[Start of Records to process]

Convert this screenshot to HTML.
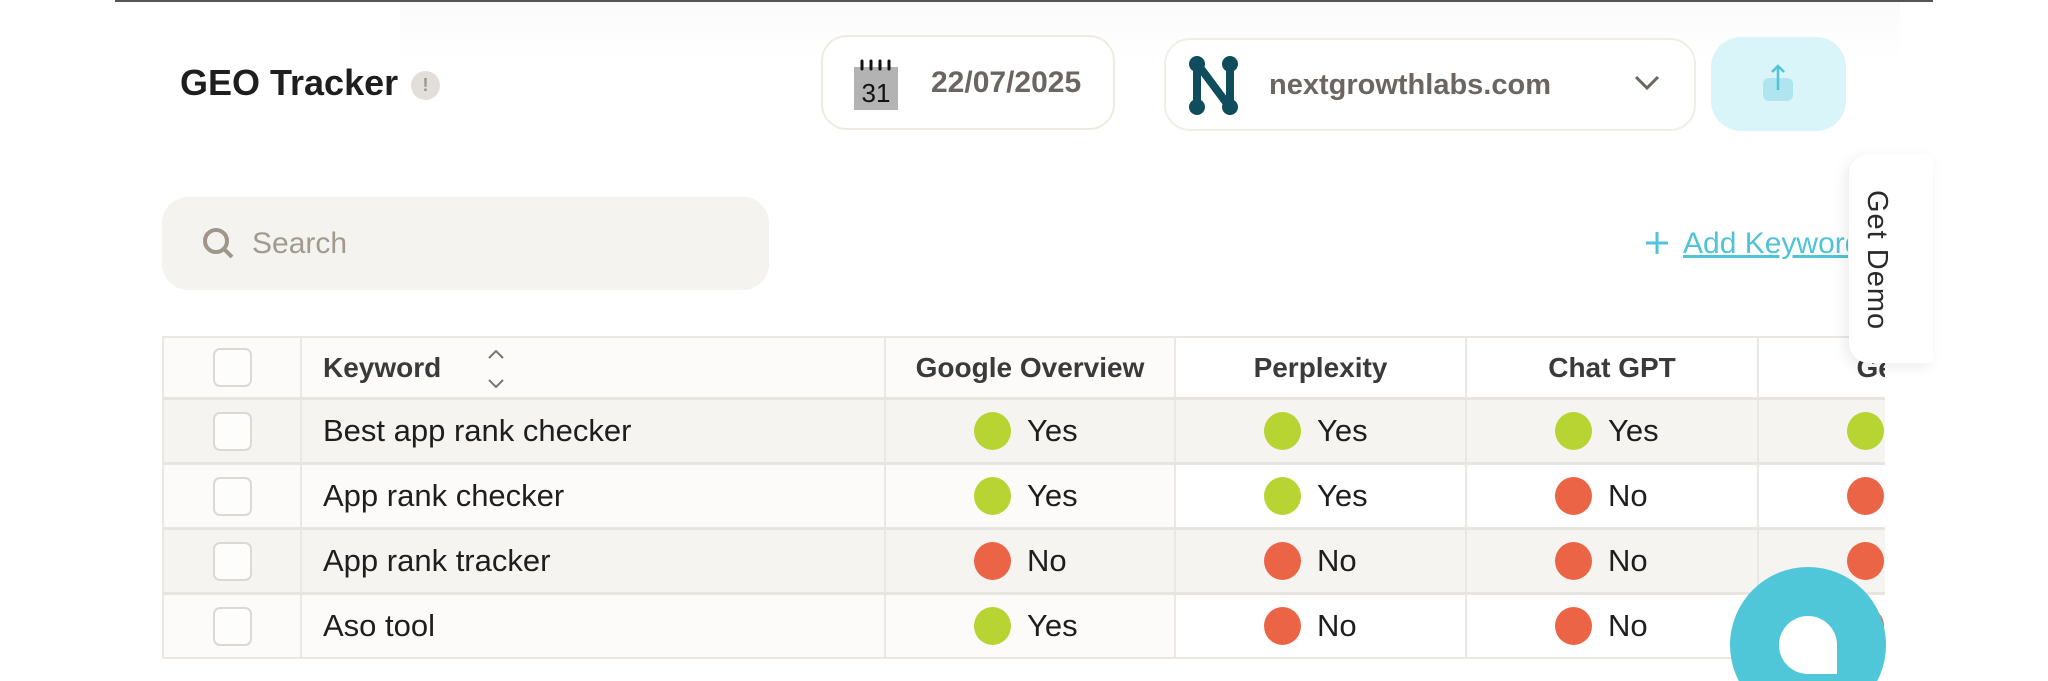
<!DOCTYPE html>
<html style="width:2048px;height:681px;overflow:hidden"><head><meta charset="utf-8"><style>
*{margin:0;padding:0;box-sizing:border-box}
body{width:2048px;height:681px;overflow:hidden;background:#fff;font-family:"Liberation Sans",sans-serif;position:relative}
.abs{position:absolute}
.topline{left:115px;top:0;width:1818px;height:2px;background:#555}
.title{left:180px;top:62px;font-size:36px;font-weight:bold;color:#1e1e1e}
.info{left:411px;top:71px;width:29px;height:29px;border-radius:50%;background:#e2dfdb;color:#9a958e;font-size:18px;text-align:center;line-height:29px;font-weight:bold}
.box{border:2px solid #efebe3;border-radius:26px;background:#fff}
.date{left:821px;top:35px;width:294px;height:95px}
.dtxt{left:931px;top:66px;font-size:30px;font-weight:bold;color:#6b6661}
.dom{left:1164px;top:38px;width:532px;height:93px;border-color:#f1eee8}
.domtxt{left:1269px;top:69px;font-size:29px;font-weight:bold;color:#6b6661}
.up{left:1711px;top:37px;width:135px;height:94px;border-radius:30px;background:#daf5f9}
.search{left:162px;top:197px;width:607px;height:93px;border-radius:26px;background:#f5f3ef}
.stxt{left:252px;top:227px;font-size:30px;color:#a09a8f}
.clipadd{left:1640px;top:215px;width:208px;height:60px;overflow:hidden}
.demo{left:1849px;top:154px;width:84px;height:209px;background:#fff;border-radius:20px 0 0 20px;box-shadow:-4px 4px 14px rgba(0,0,0,0.08)}
.demotxt{left:1860px;top:190px;font-size:29px;color:#2a2a2a;writing-mode:vertical-rl;letter-spacing:1px}
.table{left:162px;top:336px;width:1723px;height:323px;overflow:hidden;border:2px solid #ebe8e3;border-right:none}
.row{position:absolute;left:0;width:1800px;height:65px;border-bottom:3px solid #e8e5e0}
.cell{position:absolute;top:0;height:100%;border-right:2px solid #ebe8e3;display:flex;align-items:center}
.cb{width:39px;height:39px;border:2px solid #dcd9d4;border-radius:7px;background:#fdfdfc;margin-left:49px}
.kw{padding-left:21px;font-size:31px;color:#1e1e1e}
.hd{font-size:28px;font-weight:bold;color:#3a3a3a;justify-content:center}
.st{justify-content:flex-start;padding-left:88px;font-size:31px;color:#1e1e1e}
.dot{width:37px;height:38px;border-radius:50%;margin-right:16px}
.g{background:#b7d433}.r{background:#ec6446}
</style></head><body>
<div class="abs" style="left:400px;top:0;width:1500px;height:60px;background:linear-gradient(#fafafa,#fff)"></div>
<div class="abs topline"></div>
<div class="abs title">GEO Tracker</div>
<div class="abs info">!</div>

<div class="abs box date"></div>
<svg class="abs" style="left:851px;top:58px" width="50" height="52" viewBox="0 0 50 52">
<rect x="3" y="9" width="44" height="43" fill="#b3b3b3"/>
<g stroke="#111" stroke-width="3" stroke-linecap="round"><line x1="11" y1="3" x2="11" y2="11"/><line x1="20" y1="3" x2="20" y2="11"/><line x1="29" y1="3" x2="29" y2="11"/><line x1="38" y1="3" x2="38" y2="11"/></g>
<text x="25" y="44" text-anchor="middle" font-family="Liberation Sans" font-size="26" fill="#111">31</text>
</svg>
<div class="abs dtxt">22/07/2025</div>

<div class="abs box dom"></div>
<svg class="abs" style="left:1186px;top:52px" width="56" height="66" viewBox="0 0 56 66">
<g fill="#0f4c5c"><circle cx="11" cy="12" r="8"/><circle cx="44" cy="12" r="8"/><circle cx="11" cy="55" r="8"/><circle cx="44" cy="55" r="8"/></g>
<g stroke="#0f4c5c" stroke-width="8" stroke-linecap="round"><line x1="11" y1="12" x2="11" y2="55"/><line x1="44" y1="12" x2="44" y2="55"/><line x1="13" y1="14" x2="42" y2="53"/></g>
</svg>
<div class="abs domtxt">nextgrowthlabs.com</div>
<svg class="abs" style="left:1633px;top:74px" width="28" height="18" viewBox="0 0 28 18"><path d="M3 3 L14 14 L25 3" fill="none" stroke="#6b6661" stroke-width="3"/></svg>

<div class="abs up"></div>
<svg class="abs" style="left:1760px;top:62px" width="36" height="40" viewBox="0 0 36 40">
<rect x="3" y="16" width="30" height="23" rx="6" fill="#aee5ef"/>
<path d="M18 28 V4 M12 10 L18 4 L24 10" fill="none" stroke="#4fc3d8" stroke-width="2.5"/>
</svg>

<div class="abs search"></div>
<svg class="abs" style="left:201px;top:226px" width="36" height="36" viewBox="0 0 36 36"><circle cx="15" cy="15" r="11" fill="none" stroke="#9d9689" stroke-width="4"/><line x1="23" y1="23" x2="31" y2="31" stroke="#9d9689" stroke-width="4"/></svg>
<div class="abs stxt">Search</div>

<div class="abs clipadd"><svg style="position:absolute;left:4px;top:15px" width="26" height="26" viewBox="0 0 26 26"><path d="M13 2 V24 M2 13 H24" stroke="#4fc3d8" stroke-width="3"/></svg><div style="position:absolute;left:43px;top:12px;font-size:30px;color:#4fc3d8;text-decoration:underline;white-space:nowrap">Add Keyword</div></div>

<div class="abs table">
 <div class="row" style="top:0;height:62px;background:#fff">
  <div class="cell" style="left:0;width:138px;background:#fcfbf9"><div class="cb"></div></div>
  <div class="cell" style="left:138px;width:584px;background:#fcfbf9"><span class="kw" style="font-weight:bold;font-size:28px;color:#3a3a3a">Keyword</span>
  <svg style="position:absolute;left:182px;top:8px" width="24" height="46" viewBox="0 0 24 46"><path d="M5 12 L12 5 L19 12 M5 34 L12 41 L19 34" fill="none" stroke="#7a756d" stroke-width="2"/></svg></div>
  <div class="cell hd" style="left:722px;width:290px;background:#fcfbf9">Google Overview</div>
  <div class="cell hd" style="left:1012px;width:291px">Perplexity</div>
  <div class="cell hd" style="left:1303px;width:292px">Chat GPT</div>
  <div class="cell hd" style="left:1595px;width:292px">Gemini</div>
 </div>
 <div class="row" style="top:62px;background:#f5f4f0">
  <div class="cell" style="left:0;width:138px"><div class="cb"></div></div>
  <div class="cell kw" style="left:138px;width:584px">Best app rank checker</div>
  <div class="cell st" style="left:722px;width:290px"><div class="dot g"></div>Yes</div>
  <div class="cell st" style="left:1012px;width:291px"><div class="dot g"></div>Yes</div>
  <div class="cell st" style="left:1303px;width:292px"><div class="dot g"></div>Yes</div>
  <div class="cell st" style="left:1595px;width:292px"><div class="dot g"></div>Yes</div>
 </div>
 <div class="row" style="top:127px;background:#fff">
  <div class="cell" style="left:0;width:138px;background:#fcfbf9"><div class="cb"></div></div>
  <div class="cell kw" style="left:138px;width:584px;background:#fcfbf9">App rank checker</div>
  <div class="cell st" style="left:722px;width:290px;background:#fcfbf9"><div class="dot g"></div>Yes</div>
  <div class="cell st" style="left:1012px;width:291px"><div class="dot g"></div>Yes</div>
  <div class="cell st" style="left:1303px;width:292px"><div class="dot r"></div>No</div>
  <div class="cell st" style="left:1595px;width:292px"><div class="dot r"></div>No</div>
 </div>
 <div class="row" style="top:192px;background:#f5f4f0">
  <div class="cell" style="left:0;width:138px"><div class="cb"></div></div>
  <div class="cell kw" style="left:138px;width:584px">App rank tracker</div>
  <div class="cell st" style="left:722px;width:290px"><div class="dot r"></div>No</div>
  <div class="cell st" style="left:1012px;width:291px"><div class="dot r"></div>No</div>
  <div class="cell st" style="left:1303px;width:292px"><div class="dot r"></div>No</div>
  <div class="cell st" style="left:1595px;width:292px"><div class="dot r"></div>No</div>
 </div>
 <div class="row" style="top:257px;background:#fff">
  <div class="cell" style="left:0;width:138px;background:#fcfbf9"><div class="cb"></div></div>
  <div class="cell kw" style="left:138px;width:584px;background:#fcfbf9">Aso tool</div>
  <div class="cell st" style="left:722px;width:290px;background:#fcfbf9"><div class="dot g"></div>Yes</div>
  <div class="cell st" style="left:1012px;width:291px"><div class="dot r"></div>No</div>
  <div class="cell st" style="left:1303px;width:292px"><div class="dot r"></div>No</div>
  <div class="cell st" style="left:1595px;width:292px"><div class="dot r"></div>No</div>
 </div>
</div>

<div class="abs demo"></div>
<div class="abs demotxt">Get Demo</div>

<div class="abs" style="left:1730px;top:567px;width:156px;height:114px;overflow:hidden"><div style="width:156px;height:156px;border-radius:50%;background:#4fc7d9"></div></div>
<div class="abs" style="left:1779px;top:616px;width:58px;height:58px;background:#fff;border-radius:29px 29px 0 29px"></div>
</body></html>
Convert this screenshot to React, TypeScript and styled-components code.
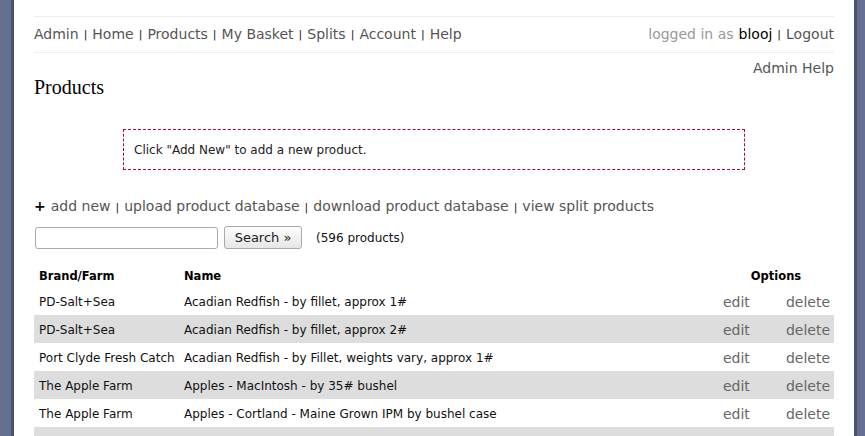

[End of Records to process]

» Aim of the task
From the listing above, collect every line that mentions the word "screenshot".

» The response
Convert this screenshot to HTML.
Convert this screenshot to React, TypeScript and styled-components code.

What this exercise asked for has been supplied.